Your instructions:
From the records, pick out and copy each line containing "with".

Data rows:
====

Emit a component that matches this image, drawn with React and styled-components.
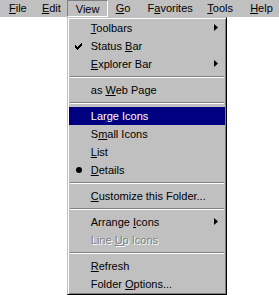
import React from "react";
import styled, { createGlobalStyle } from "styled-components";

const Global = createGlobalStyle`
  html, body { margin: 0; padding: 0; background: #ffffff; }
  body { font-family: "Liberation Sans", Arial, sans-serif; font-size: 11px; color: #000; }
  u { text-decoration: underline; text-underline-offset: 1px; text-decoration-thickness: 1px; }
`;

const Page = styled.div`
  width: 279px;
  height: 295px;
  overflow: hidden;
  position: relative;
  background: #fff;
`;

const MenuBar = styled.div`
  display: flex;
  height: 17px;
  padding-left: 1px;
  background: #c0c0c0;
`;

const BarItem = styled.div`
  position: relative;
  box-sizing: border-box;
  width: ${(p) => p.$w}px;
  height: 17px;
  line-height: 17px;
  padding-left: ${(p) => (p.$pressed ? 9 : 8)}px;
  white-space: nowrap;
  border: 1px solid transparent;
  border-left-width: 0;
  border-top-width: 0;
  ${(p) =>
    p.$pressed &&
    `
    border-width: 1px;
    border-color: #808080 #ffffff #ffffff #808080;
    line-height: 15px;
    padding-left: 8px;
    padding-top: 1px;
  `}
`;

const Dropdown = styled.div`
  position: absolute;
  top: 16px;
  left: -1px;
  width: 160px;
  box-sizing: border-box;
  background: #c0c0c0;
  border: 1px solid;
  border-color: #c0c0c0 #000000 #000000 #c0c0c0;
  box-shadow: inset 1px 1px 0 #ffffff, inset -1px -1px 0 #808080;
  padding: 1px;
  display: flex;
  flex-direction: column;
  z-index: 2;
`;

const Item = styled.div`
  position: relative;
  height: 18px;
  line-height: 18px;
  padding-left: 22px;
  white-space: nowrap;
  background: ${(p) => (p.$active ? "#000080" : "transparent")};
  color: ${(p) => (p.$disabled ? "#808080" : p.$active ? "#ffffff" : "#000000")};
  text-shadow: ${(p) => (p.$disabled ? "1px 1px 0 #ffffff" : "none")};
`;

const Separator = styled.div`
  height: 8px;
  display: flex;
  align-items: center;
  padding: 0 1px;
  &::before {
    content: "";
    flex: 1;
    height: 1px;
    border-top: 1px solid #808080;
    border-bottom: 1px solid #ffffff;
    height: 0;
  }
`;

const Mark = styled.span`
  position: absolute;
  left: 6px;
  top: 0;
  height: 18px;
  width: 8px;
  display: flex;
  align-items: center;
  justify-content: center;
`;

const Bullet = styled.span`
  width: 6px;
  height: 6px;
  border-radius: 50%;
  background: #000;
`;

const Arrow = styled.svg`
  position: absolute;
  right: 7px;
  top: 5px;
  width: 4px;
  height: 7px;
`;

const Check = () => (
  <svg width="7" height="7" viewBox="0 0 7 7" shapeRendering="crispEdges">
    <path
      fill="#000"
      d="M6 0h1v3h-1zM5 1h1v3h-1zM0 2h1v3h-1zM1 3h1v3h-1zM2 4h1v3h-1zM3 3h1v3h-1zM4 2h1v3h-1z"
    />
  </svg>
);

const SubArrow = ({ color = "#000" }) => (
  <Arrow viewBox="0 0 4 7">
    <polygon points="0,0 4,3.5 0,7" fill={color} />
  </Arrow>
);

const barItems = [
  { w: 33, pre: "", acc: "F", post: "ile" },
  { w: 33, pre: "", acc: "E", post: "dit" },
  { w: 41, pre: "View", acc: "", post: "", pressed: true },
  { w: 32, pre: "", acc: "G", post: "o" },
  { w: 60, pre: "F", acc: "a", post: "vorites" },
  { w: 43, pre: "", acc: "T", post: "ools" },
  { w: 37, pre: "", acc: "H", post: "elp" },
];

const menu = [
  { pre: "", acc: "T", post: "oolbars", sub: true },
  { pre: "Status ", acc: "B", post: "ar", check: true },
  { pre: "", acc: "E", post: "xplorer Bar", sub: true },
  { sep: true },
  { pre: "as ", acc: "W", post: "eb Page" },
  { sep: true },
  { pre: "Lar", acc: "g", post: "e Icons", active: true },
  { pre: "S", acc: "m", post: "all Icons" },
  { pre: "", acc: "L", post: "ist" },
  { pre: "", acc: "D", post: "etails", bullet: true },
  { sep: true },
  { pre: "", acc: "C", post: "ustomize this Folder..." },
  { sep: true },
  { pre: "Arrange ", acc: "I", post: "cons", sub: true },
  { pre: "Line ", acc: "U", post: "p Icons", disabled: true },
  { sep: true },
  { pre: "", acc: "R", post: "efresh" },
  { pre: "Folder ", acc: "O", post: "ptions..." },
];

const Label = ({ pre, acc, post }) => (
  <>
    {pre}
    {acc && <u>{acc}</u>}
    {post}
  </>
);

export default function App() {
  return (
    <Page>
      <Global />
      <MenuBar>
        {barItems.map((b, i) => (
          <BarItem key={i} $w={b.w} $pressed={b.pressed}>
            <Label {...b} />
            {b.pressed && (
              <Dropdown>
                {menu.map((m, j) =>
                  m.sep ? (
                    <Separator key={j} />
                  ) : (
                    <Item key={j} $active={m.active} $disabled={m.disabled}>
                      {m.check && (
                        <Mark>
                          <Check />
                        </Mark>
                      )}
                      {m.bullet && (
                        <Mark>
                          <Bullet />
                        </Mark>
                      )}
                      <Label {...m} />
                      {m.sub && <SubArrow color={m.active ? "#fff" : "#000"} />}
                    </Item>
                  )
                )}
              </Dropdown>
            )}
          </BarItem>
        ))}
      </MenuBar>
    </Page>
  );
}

====

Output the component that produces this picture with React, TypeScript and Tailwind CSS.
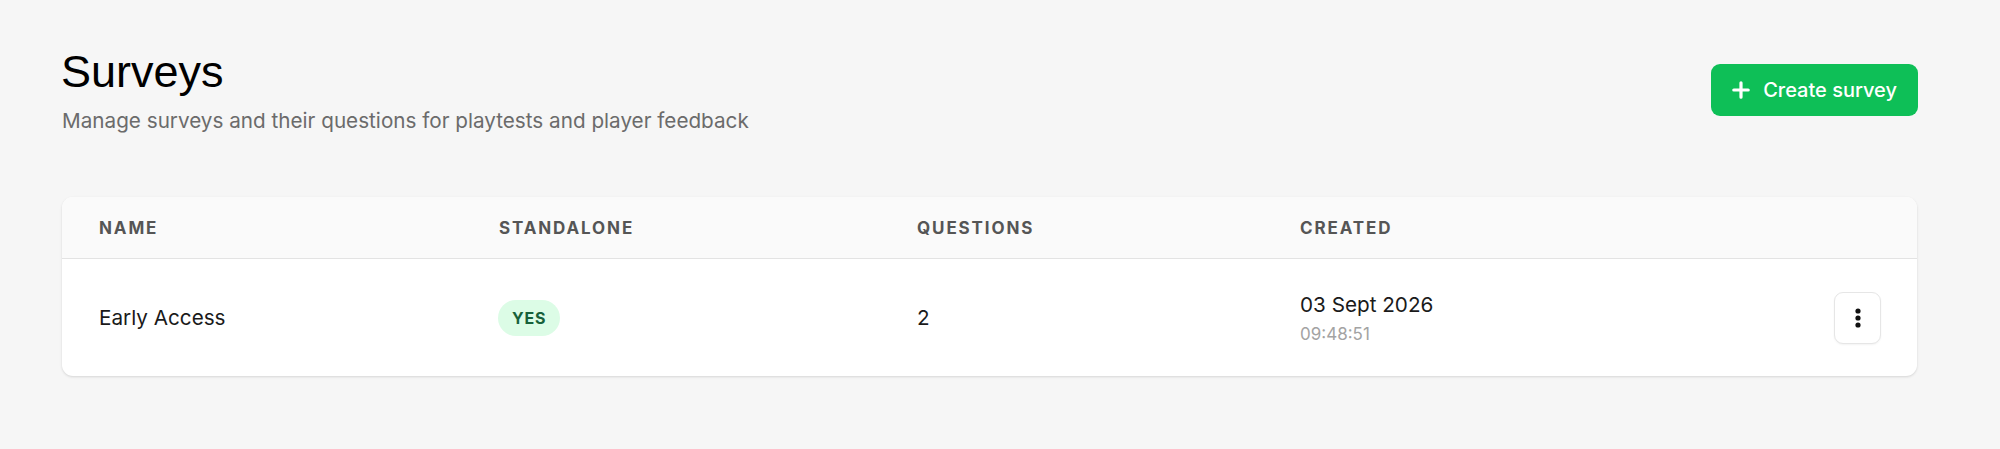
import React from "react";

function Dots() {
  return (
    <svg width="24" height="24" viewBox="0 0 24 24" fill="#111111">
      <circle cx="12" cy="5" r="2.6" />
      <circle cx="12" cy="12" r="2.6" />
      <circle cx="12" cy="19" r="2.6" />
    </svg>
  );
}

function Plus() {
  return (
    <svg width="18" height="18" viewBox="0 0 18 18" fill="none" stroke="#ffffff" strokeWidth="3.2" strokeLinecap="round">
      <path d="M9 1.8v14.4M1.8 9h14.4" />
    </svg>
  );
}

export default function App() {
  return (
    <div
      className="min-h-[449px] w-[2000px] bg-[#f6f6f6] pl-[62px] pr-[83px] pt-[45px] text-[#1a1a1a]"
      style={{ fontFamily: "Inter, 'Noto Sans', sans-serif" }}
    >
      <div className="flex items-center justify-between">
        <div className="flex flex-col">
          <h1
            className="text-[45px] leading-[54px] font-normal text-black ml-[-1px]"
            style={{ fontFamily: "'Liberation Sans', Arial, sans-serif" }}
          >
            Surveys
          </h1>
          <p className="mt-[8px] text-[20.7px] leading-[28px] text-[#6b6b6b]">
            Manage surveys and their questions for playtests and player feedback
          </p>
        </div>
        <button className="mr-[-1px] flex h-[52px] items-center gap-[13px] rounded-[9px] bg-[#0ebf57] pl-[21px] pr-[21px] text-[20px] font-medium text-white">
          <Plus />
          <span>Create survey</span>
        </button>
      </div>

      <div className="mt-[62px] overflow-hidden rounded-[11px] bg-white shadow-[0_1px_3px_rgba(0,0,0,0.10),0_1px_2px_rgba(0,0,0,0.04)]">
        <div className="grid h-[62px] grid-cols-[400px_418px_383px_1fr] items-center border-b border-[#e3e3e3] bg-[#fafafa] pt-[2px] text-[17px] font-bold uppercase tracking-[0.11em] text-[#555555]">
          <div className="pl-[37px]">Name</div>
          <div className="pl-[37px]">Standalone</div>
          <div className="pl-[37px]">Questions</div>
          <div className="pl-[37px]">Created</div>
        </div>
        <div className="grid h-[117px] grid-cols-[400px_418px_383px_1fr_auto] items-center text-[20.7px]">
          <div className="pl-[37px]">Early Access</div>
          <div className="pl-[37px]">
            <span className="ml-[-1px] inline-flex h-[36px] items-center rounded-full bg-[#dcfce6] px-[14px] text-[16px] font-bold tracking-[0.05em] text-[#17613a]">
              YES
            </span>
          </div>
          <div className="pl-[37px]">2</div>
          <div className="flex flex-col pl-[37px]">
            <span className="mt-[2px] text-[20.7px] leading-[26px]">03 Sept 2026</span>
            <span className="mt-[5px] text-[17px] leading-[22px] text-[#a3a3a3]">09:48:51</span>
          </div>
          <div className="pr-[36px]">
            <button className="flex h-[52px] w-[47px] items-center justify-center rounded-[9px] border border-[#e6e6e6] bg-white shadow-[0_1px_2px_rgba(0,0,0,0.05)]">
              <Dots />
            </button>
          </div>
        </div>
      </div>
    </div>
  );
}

====

Problem solution:
Emit a component that matches this image, drawn with React and styled-components.
Output the component that produces this picture with React, TypeScript and Tailwind CSS.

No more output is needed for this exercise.